§ **PROBLEM TO WORK ON**
Of the lines in this listing, how many contain the word "React"? Give the number and nothing else.
─── DATA SHOWN ───
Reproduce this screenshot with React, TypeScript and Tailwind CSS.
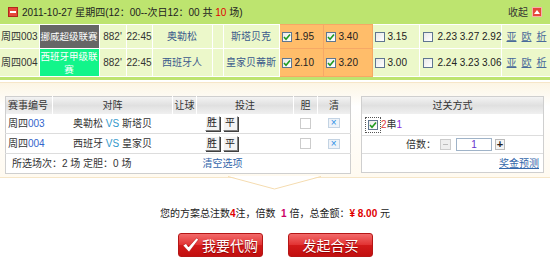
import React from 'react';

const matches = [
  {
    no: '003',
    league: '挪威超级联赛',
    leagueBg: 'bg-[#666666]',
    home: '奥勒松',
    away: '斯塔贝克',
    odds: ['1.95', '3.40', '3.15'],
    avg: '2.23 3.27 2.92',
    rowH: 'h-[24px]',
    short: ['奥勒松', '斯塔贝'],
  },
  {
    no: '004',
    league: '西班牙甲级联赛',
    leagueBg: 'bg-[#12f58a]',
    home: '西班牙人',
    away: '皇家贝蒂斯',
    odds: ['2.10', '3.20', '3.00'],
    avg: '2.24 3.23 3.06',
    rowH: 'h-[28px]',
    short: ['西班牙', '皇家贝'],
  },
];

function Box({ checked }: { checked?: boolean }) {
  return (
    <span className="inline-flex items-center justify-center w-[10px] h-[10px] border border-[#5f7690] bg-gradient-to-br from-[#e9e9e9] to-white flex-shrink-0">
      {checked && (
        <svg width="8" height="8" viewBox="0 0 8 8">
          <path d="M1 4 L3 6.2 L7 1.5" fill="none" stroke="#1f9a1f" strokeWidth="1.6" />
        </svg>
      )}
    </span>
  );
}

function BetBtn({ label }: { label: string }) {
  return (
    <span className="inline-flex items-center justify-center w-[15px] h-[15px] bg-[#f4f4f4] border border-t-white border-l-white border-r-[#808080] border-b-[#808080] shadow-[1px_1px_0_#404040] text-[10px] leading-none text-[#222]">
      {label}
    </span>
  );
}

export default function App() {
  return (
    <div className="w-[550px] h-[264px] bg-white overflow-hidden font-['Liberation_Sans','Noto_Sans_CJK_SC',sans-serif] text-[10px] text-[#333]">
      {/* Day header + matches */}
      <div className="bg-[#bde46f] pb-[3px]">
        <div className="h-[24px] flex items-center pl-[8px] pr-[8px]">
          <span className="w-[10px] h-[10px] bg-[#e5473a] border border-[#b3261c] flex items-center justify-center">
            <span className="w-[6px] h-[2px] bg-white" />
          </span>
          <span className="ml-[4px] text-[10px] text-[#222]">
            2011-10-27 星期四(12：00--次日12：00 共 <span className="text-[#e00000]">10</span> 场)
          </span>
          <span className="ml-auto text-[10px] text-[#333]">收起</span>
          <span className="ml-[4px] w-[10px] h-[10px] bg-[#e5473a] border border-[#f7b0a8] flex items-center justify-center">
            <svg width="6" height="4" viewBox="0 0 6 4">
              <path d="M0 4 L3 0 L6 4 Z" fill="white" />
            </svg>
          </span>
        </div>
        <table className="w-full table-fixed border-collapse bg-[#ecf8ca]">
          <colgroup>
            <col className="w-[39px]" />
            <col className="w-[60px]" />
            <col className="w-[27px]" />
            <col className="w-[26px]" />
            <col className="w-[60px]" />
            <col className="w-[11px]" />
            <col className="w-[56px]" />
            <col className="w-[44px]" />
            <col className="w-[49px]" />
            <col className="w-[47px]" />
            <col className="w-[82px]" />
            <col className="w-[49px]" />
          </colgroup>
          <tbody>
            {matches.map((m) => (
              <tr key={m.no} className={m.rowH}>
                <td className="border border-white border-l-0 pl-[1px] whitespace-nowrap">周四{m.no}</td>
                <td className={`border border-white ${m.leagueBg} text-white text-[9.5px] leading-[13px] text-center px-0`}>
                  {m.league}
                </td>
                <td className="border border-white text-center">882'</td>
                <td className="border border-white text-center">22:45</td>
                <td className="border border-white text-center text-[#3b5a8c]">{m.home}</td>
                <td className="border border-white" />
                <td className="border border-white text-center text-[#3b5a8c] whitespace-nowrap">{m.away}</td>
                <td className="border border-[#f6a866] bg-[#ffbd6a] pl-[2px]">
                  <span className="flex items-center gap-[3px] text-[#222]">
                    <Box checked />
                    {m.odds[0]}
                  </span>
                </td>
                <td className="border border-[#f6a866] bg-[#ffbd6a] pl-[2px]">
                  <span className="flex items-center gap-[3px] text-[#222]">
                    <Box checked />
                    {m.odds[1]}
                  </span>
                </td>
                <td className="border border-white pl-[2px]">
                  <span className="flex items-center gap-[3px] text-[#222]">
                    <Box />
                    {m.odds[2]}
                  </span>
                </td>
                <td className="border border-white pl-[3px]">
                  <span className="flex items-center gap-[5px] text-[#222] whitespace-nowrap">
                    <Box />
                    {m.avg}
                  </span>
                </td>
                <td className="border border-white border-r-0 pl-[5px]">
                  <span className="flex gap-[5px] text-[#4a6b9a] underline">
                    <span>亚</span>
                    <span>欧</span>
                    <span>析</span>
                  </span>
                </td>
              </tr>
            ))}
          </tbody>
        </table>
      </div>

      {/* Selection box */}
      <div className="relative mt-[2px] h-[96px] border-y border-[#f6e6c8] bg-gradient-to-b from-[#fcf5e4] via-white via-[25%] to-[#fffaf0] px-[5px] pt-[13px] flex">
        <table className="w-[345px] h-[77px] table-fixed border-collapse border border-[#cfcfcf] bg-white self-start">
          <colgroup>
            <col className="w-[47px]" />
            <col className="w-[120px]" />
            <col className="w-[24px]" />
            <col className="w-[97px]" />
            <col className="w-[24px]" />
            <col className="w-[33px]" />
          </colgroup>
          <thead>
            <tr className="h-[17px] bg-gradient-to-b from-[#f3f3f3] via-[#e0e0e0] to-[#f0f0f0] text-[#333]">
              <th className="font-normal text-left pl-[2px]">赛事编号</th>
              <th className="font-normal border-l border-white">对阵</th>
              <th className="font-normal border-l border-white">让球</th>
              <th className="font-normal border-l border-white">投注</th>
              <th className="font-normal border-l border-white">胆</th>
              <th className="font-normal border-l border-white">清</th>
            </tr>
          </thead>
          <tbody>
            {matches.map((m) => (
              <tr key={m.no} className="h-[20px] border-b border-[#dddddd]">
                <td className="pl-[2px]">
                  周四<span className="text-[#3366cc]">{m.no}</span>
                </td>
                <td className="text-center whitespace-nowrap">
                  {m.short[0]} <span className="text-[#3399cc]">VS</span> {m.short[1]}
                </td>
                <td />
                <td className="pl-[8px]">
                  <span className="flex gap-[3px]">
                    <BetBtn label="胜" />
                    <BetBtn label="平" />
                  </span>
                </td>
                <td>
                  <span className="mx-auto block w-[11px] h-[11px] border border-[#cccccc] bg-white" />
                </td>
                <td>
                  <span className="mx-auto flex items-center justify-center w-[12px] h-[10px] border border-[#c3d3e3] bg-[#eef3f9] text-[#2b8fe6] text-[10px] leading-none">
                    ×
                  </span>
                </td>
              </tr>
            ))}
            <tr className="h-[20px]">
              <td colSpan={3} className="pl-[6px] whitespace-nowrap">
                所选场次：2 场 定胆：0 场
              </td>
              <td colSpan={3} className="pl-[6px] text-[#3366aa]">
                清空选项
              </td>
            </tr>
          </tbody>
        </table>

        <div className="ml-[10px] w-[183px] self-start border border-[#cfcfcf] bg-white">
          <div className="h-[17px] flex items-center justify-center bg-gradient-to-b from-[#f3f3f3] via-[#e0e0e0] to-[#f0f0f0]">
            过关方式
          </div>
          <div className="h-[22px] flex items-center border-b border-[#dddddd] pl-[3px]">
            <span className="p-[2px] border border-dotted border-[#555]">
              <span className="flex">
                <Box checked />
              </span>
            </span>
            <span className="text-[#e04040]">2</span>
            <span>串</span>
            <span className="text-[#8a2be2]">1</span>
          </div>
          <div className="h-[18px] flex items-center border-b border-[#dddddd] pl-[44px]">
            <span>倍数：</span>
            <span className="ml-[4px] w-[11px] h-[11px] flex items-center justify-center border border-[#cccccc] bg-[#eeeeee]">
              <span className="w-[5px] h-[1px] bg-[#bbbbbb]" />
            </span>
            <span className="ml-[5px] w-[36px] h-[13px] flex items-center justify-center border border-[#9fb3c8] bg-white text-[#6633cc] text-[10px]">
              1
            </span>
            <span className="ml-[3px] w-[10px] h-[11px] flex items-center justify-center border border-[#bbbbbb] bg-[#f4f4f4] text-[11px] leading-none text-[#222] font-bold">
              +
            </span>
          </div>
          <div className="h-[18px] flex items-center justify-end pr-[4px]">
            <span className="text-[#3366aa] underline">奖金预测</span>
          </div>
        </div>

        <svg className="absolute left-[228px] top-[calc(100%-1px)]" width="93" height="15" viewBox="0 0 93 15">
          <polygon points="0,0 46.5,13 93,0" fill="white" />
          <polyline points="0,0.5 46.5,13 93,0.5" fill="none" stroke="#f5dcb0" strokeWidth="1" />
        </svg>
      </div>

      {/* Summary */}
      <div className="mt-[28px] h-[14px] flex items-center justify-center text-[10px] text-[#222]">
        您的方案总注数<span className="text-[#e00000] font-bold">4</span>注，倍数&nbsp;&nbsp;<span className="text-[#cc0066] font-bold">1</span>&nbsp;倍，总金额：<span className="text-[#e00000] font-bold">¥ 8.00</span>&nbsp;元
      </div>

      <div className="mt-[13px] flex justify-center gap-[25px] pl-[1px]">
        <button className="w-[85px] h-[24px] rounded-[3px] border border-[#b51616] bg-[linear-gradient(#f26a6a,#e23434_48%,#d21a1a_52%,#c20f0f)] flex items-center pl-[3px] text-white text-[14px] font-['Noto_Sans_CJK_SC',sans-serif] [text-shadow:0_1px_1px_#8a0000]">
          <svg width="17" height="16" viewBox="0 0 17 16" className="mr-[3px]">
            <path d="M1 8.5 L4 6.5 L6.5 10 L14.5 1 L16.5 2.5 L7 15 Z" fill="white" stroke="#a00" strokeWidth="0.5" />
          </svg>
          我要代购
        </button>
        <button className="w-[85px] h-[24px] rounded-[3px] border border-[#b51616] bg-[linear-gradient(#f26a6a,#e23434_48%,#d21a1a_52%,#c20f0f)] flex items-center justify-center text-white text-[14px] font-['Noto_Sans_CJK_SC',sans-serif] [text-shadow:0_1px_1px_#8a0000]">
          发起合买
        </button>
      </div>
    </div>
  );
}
───
§ **ANSWER FOR THIS EXERCISE**
2